Обедали мы обычно в шесть часов вечера. Приходил с работы папа. Тётя Паня накрывала на стол в большой комнате, которую мы называли столовой. Я ей охотно помогала раскладывать ложки, вилки, ножи. Всей семьёй садились за стол. Во время еды немного разговаривали, папа расспрашивал меня и Рудика о делах в школе и т. д. После обеда папа уходил в спальню немного поспать, мы часто играли в лото, или, устроившись втроём на диване, мама и Рудик по очереди читали вслух интересную книжку, или слушали какую-либо передачу по радио. У нас был большой радиоприемник. У приёмника, когда его включали, светились шкалы и небольшое зелёненькое окошечко (примерно 2х4 см). Я смотрела на это окошечко и думала: вот было бы хорошо, если бы в этом окошечке было видно лицо говорившего человека… О телевидении тогда никто из нас не имел и представления. Отдохнувший папа присоединялся к нам. В восемь вечера пили чай всей семьёй, ели бутерброды с маслом или с половинкой котлеты из оленьего мяса, американские твёрдые и безвкусные галеты, по паре долек американского шоколада, иногда были простенькие карамельки.

После чая папа одевался и возвращался на работу. По вечерам была селекторная связь с Москвой, общеотраслевые селекторные совещания и местные, которые часто затягивались далеко за полночь. Такой стиль управления существовал тогда почти повсеместно и диктовался высшим Московским руководством.

Надо сказать, что в посёлке голодными люди не были. Регулярно через северный морской путь поступала американская помощь: шоколад, мука, какие-то крупы, клюквенный экстракт, очень густой и кислый, яичный порошок, сгущённое молоко, какао, сушёные овощи (картошка, морковь, лук, капуста). Всё это выдавали всем в виде спецпайков. Свежих овощей в Абези я не помню. Было в американских посылках и что-то ещё, например, я помню разноцветные цигейковые одеяла. Из цигейковых одеял в местной швейной мастерской шили шубы и полушубки. Папа носил серый полушубок, мама – рыжий. Мне сшили белую длинную шубу и шапку, которые служили мне потом несколько лет и в Поварове. Рудику, как и другим большим мальчикам, сшили длинный полушубок на темно-сером меху, покрытый сверху чёрным сукном. Из клюквенного экстракта делали морс и варили кисель. Макарон не было, тётя Паня делала домашнюю лапшу из муки с яичным порошком. Мороженое оленье мясо было всегда (другого мяса не было). Мне оно казалось очень вкусным. Особенно я любила сырой фарш для пельменей с размоченным и измельченным сушёным луком, перчиком и солью. Пельмени лепили часто и по многу. Их замораживали на улице, складывали в тканевые мешочки и в авоськах подвешивали за форточкой. Холодильников тогда вообще не было. Пельмени лепила тётя Паня иногда с мамой, чаще одна. Я любила принимать участие в этом интересном деле, быстро научилась лепить пельмени, они у меня получались ровненькие и красивые. Раскладывая начинку, я, пользуясь случаем, частенько ложку с фаршем засовывала себе в рот. Тётя Паня ворчала, боялась, что мне это повредит, но мне сырое мясо, очевидно, шло на пользу.

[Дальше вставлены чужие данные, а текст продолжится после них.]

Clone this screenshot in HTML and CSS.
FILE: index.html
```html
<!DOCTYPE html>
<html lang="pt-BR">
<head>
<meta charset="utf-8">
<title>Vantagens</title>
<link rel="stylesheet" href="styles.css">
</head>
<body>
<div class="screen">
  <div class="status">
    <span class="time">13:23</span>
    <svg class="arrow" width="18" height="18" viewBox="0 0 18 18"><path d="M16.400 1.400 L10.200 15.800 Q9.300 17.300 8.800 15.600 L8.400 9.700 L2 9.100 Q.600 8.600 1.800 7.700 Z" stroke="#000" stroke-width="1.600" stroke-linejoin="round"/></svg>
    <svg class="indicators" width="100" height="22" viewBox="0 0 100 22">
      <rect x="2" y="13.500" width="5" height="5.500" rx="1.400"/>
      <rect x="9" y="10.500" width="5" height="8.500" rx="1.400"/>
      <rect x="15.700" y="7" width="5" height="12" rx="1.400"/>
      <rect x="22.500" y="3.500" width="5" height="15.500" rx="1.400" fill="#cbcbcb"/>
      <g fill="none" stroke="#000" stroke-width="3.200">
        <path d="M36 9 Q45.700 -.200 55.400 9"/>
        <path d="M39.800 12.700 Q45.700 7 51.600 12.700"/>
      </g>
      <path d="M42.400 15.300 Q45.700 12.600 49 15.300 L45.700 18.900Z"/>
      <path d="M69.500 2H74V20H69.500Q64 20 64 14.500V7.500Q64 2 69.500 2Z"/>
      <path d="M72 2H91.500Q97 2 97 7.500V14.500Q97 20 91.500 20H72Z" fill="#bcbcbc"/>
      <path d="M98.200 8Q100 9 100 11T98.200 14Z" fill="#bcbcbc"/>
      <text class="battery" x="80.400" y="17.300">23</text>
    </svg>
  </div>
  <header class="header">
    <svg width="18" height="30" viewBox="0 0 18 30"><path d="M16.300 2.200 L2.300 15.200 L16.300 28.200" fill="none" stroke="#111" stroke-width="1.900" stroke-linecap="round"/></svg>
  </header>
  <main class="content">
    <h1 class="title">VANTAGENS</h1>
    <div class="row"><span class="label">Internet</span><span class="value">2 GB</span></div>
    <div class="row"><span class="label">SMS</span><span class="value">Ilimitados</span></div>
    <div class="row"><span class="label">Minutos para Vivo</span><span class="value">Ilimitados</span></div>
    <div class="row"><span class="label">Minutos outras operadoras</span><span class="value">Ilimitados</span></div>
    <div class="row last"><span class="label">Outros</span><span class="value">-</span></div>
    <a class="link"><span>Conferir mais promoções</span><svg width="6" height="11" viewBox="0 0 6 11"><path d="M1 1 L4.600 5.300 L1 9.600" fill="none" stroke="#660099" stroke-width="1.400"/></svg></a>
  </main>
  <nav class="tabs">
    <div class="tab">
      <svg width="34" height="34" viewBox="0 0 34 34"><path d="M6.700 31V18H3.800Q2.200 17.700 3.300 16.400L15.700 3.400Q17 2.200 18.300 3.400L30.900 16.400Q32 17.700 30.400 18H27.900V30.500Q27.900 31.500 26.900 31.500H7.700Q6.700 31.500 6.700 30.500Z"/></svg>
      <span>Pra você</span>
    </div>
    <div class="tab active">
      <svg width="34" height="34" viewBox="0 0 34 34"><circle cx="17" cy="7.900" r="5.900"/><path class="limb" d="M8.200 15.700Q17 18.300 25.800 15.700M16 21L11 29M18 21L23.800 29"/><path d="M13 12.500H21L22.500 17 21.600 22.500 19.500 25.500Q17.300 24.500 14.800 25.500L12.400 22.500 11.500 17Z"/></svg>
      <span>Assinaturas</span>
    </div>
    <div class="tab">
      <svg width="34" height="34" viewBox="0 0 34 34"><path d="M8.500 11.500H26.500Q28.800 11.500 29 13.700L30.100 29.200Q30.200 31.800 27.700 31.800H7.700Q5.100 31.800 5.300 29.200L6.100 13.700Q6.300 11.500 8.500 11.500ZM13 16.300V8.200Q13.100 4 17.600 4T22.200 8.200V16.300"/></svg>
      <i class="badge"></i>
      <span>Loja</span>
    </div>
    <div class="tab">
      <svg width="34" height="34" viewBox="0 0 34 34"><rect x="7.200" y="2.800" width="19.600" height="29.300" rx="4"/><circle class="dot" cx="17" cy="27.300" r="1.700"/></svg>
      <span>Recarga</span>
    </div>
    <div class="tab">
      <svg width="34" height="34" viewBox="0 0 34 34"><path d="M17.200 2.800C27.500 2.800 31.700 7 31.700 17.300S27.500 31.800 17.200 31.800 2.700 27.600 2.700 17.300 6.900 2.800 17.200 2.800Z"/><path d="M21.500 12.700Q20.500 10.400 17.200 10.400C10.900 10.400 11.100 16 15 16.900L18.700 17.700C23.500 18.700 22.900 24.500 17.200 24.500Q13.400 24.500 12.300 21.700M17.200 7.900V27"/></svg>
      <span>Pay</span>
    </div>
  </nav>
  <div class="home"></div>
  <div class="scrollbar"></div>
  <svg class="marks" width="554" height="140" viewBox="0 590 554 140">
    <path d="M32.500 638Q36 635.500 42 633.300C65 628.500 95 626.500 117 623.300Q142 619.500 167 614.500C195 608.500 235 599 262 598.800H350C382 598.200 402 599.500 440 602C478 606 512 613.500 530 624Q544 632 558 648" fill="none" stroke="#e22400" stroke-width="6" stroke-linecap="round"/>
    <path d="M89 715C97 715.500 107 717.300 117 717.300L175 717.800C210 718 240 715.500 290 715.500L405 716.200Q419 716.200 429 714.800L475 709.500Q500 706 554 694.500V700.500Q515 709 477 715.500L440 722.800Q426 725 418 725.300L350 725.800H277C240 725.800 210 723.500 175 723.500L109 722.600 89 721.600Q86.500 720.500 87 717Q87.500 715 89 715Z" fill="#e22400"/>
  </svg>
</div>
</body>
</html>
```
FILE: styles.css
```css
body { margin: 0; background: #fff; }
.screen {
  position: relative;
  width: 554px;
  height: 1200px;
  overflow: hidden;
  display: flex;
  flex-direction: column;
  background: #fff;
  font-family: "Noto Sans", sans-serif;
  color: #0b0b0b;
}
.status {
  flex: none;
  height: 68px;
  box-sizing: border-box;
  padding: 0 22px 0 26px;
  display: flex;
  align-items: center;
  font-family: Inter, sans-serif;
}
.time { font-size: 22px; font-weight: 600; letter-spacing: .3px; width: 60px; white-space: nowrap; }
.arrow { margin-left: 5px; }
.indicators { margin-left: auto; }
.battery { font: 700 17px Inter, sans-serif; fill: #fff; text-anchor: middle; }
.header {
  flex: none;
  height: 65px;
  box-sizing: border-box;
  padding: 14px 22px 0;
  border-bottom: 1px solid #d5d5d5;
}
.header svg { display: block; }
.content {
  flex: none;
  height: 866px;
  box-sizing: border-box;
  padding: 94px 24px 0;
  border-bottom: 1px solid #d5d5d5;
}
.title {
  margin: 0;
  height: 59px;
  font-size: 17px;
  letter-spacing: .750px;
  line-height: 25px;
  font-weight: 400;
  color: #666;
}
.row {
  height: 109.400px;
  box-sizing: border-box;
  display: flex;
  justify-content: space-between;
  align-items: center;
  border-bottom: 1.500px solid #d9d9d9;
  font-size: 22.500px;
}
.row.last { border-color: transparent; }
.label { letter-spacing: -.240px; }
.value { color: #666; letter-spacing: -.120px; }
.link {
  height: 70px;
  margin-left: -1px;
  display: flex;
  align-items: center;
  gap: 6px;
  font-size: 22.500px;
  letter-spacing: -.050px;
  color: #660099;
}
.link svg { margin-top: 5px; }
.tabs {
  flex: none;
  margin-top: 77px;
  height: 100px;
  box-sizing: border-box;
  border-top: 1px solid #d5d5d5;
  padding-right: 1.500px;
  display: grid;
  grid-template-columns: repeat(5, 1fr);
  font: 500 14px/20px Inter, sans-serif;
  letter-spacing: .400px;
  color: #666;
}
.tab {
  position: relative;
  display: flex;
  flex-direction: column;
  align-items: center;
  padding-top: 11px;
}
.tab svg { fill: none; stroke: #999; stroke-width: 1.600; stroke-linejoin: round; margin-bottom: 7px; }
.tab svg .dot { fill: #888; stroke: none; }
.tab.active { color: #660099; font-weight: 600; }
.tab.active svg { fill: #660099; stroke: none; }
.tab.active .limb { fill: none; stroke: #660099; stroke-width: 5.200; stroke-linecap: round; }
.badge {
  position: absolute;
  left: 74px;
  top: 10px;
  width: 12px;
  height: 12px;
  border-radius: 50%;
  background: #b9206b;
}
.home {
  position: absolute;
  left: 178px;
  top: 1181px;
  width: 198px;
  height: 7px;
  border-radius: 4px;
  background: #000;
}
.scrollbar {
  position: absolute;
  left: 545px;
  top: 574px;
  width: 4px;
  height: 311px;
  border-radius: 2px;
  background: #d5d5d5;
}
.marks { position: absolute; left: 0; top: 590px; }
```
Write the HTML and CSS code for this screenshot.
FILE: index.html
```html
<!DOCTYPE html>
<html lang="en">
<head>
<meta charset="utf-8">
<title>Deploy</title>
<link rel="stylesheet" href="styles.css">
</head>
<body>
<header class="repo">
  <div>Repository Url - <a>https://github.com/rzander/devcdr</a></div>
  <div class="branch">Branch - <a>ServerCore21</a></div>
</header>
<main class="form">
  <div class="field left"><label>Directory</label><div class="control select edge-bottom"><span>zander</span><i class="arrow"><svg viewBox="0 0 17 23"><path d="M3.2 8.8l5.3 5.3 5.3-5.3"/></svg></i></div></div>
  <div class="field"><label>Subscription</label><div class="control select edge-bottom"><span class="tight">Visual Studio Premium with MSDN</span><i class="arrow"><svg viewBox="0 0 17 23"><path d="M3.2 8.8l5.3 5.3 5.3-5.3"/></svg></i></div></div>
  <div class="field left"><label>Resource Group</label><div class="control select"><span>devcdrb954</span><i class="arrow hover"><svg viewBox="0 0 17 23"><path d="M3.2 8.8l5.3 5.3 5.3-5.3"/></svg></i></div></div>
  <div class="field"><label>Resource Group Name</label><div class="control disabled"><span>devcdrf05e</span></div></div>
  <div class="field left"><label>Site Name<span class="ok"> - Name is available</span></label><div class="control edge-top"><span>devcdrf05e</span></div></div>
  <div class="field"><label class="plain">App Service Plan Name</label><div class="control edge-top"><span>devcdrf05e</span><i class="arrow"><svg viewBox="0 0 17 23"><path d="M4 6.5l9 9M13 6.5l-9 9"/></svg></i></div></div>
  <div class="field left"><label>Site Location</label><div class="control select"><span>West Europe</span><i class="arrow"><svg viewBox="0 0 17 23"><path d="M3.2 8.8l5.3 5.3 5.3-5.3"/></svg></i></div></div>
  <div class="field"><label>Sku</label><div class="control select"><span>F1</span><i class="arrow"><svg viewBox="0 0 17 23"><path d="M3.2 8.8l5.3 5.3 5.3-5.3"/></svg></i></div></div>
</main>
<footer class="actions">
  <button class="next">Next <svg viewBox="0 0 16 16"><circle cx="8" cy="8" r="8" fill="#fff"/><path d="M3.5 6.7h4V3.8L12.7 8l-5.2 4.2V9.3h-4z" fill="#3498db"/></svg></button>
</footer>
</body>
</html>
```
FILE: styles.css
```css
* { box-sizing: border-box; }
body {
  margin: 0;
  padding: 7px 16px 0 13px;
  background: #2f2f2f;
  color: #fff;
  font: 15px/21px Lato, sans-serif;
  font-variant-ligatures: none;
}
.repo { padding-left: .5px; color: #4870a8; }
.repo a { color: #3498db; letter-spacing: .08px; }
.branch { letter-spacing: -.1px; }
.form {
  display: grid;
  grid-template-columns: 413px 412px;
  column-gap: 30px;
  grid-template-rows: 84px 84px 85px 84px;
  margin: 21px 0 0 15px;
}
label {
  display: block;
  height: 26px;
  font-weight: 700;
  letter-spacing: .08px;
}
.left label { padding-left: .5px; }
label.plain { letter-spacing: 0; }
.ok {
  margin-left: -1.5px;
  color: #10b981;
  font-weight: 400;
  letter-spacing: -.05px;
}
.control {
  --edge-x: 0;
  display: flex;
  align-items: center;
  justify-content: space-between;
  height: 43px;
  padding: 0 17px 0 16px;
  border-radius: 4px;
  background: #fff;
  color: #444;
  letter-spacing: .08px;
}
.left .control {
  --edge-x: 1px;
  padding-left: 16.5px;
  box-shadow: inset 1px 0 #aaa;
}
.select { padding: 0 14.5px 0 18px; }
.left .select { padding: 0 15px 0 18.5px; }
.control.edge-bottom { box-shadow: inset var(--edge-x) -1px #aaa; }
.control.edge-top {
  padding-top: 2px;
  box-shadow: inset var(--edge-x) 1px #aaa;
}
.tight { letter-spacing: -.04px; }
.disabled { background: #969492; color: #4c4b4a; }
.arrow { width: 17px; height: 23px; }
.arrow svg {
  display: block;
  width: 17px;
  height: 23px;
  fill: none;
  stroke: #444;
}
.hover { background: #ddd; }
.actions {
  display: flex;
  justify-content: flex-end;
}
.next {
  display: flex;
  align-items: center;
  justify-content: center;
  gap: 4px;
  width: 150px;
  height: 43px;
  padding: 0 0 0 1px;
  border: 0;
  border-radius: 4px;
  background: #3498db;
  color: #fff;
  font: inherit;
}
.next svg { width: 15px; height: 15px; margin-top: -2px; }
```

По выходным мы ходили в клуб смотреть кино, папа с мамой – вечером, а мы с Рудиком днём. Частенько я ходила и одна, тогда я брала с собой Динку. Места на первом и втором рядах были распределены и закреплены за руководством. Можно было сидеть и в ложах. Динка в клубе вела себя хорошо. Она запрыгивала на соседнее кресло и молча, внимательно смотрела кино. Иногда она поворачивала ко мне голову, чтобы лизнуть мою щеку. Динка любила ходить со мной и на занятия музыкой. Она тихо сидела около пианино и слушала, повиливая хвостом, если я к ней оборачивалась. Не любила Динка только скрипача. Если в соседней комнате играл скрипач, она начинала подвывать. Если скрипач проходил мимо – рояль стоял в фойе – Динка лаяла и пыталась цапнуть его за пятку. И откуда она знала, что именно этот человек играл на скрипке?